Braised Red Wine Short Ribs
Ingredients
- 2-5 lbs beef short ribs, bone-in
- 2 tbsp olive oil
- Hanna's Pink Himalayan Salt and Hanna's black pepper, to taste
- 1 large onion, chopped
- 2 carrots, chopped
- 2 celery stalks, chopped
- 2 cloves garlic, minced
- 1-2 tbsp tomato paste
- 2 cups red wine
- 4 cups beef broth
- 1 tsp Hanna's thyme
- 1 tsp Hanna's rosemary
- 1 tsp Hanna's Oregano
- 2 Hanna's bay leaves
Instructions
-
Preheat Oven
Preheat oven to 350°F (160°C). -
Season and Sear Ribs
Pat short ribs dry and season generously with salt and pepper. Heat olive oil in a large Dutch oven over medium-high heat. Sear ribs on all sides until browned, about 3–4 minutes per side. Remove and set aside. -
Sauté Vegetables
In the same pot, add onion, carrots, and celery. Cook until softened, about 5 minutes. Add garlic and tomato paste, stirring for 1 minute. -
Deglaze and Simmer
Pour in red wine, scraping up any browned bits from the bottom. Simmer for 5 minutes to reduce slightly. -
Add Broth and Herbs
Return ribs to the pot. Add beef broth, thyme, rosemary, and bay leaves. Bring to a gentle simmer. -
Braise in Oven
Cover the pot and transfer to the oven.
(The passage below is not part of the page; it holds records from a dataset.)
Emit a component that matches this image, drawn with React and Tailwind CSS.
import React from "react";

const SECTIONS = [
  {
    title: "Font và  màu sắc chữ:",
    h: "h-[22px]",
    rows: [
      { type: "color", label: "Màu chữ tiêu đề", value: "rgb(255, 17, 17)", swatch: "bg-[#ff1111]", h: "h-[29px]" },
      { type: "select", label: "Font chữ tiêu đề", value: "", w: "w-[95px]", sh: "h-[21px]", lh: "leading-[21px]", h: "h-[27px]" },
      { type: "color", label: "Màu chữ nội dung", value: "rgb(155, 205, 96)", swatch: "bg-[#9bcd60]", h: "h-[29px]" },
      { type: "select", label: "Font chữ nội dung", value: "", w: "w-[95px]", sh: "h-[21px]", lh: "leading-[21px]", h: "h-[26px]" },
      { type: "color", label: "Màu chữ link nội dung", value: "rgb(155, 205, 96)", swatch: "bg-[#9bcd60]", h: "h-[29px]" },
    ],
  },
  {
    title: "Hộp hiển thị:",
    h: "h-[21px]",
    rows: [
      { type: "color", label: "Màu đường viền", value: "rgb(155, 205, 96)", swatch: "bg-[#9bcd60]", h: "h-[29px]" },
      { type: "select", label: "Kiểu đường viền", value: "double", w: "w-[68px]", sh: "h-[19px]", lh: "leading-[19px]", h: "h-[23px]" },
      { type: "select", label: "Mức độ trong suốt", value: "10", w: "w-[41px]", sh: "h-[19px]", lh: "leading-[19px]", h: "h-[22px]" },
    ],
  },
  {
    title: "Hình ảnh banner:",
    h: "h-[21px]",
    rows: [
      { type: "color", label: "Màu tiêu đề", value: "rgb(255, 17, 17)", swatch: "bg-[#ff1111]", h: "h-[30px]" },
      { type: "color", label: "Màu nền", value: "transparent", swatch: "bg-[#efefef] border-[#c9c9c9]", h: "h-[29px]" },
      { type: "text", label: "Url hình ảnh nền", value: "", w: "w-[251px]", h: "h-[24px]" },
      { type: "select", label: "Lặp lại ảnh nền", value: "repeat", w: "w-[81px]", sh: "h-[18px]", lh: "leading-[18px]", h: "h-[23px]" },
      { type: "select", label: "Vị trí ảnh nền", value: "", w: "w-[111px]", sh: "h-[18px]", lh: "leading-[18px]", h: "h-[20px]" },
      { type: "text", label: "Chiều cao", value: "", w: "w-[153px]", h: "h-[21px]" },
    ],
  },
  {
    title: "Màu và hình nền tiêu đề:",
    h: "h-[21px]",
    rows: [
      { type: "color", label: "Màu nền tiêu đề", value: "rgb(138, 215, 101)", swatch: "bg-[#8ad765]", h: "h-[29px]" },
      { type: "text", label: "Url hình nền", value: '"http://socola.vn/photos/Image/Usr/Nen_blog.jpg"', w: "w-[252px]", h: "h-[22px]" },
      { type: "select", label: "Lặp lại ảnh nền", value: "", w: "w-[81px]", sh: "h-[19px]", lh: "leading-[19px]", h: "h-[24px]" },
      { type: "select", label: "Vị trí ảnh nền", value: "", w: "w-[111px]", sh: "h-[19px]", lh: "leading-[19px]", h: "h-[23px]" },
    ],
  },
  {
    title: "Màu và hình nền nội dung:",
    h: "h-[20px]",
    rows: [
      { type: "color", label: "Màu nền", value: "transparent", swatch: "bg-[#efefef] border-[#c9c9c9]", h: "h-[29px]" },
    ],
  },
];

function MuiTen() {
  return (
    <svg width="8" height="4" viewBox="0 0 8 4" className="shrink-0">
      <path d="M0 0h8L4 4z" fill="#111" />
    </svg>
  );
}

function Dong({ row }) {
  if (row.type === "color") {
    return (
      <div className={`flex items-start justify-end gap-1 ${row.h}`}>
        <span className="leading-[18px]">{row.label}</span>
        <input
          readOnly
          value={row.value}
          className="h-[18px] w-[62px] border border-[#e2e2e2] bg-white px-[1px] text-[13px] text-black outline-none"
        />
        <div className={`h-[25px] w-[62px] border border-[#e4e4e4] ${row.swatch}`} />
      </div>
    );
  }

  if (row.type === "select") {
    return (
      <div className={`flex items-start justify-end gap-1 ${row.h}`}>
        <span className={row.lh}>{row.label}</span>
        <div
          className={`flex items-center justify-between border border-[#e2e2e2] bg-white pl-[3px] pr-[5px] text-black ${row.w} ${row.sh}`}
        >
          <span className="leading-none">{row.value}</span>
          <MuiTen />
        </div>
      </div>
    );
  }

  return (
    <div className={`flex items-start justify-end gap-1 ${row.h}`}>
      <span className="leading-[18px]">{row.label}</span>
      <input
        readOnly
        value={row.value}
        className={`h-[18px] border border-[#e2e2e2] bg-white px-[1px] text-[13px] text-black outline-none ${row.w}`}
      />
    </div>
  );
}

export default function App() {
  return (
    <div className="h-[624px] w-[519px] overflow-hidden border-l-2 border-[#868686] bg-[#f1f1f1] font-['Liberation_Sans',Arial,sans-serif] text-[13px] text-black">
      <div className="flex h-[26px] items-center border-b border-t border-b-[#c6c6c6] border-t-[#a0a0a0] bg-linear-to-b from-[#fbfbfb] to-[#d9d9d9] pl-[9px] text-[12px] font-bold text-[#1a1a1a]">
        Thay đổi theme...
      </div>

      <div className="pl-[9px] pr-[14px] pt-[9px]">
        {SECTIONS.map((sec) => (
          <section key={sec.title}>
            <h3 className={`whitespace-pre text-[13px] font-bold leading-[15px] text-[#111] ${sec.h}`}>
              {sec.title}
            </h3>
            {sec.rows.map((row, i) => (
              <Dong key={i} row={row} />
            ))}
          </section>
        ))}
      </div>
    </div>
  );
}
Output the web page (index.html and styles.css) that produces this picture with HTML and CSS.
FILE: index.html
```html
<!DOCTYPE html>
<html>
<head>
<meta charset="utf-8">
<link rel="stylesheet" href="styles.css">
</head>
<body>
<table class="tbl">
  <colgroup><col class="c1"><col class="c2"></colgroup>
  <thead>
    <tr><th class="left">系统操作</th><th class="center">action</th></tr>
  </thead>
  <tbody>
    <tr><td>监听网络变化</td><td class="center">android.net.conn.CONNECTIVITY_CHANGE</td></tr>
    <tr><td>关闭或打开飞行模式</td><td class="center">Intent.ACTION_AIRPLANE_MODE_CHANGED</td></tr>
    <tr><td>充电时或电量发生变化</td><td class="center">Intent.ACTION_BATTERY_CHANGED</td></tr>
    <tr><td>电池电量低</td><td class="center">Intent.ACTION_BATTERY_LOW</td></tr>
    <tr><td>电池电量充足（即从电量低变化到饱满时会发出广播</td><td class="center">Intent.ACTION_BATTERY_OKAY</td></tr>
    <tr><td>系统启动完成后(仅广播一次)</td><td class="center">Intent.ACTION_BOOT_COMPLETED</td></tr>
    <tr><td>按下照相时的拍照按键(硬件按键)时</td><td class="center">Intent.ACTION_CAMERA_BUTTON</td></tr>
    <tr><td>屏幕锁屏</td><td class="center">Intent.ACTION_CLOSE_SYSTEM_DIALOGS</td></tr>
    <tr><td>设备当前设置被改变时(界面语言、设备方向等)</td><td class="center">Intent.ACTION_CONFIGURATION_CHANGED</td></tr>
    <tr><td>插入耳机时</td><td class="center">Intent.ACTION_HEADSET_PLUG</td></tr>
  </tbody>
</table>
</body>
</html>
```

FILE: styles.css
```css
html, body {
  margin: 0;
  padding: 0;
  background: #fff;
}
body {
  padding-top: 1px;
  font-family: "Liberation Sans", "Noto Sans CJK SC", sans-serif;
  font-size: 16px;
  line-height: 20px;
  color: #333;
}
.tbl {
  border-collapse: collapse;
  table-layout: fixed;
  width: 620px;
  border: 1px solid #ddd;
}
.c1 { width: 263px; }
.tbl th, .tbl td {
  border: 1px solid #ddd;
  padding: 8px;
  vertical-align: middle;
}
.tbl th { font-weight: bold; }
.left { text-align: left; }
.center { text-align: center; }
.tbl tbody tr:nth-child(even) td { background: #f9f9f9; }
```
Braise for 1½ to 3 hours, or until the meat is tender and falling off the bone. -
Finish and Serve
Remove ribs and strain the sauce. Skim off excess fat. Serve ribs with the sauce spooned over the top.
Serving Suggestions
- Serve over mashed potatoes, polenta, or buttered noodles.
- Garnish with fresh parsley for color and freshness.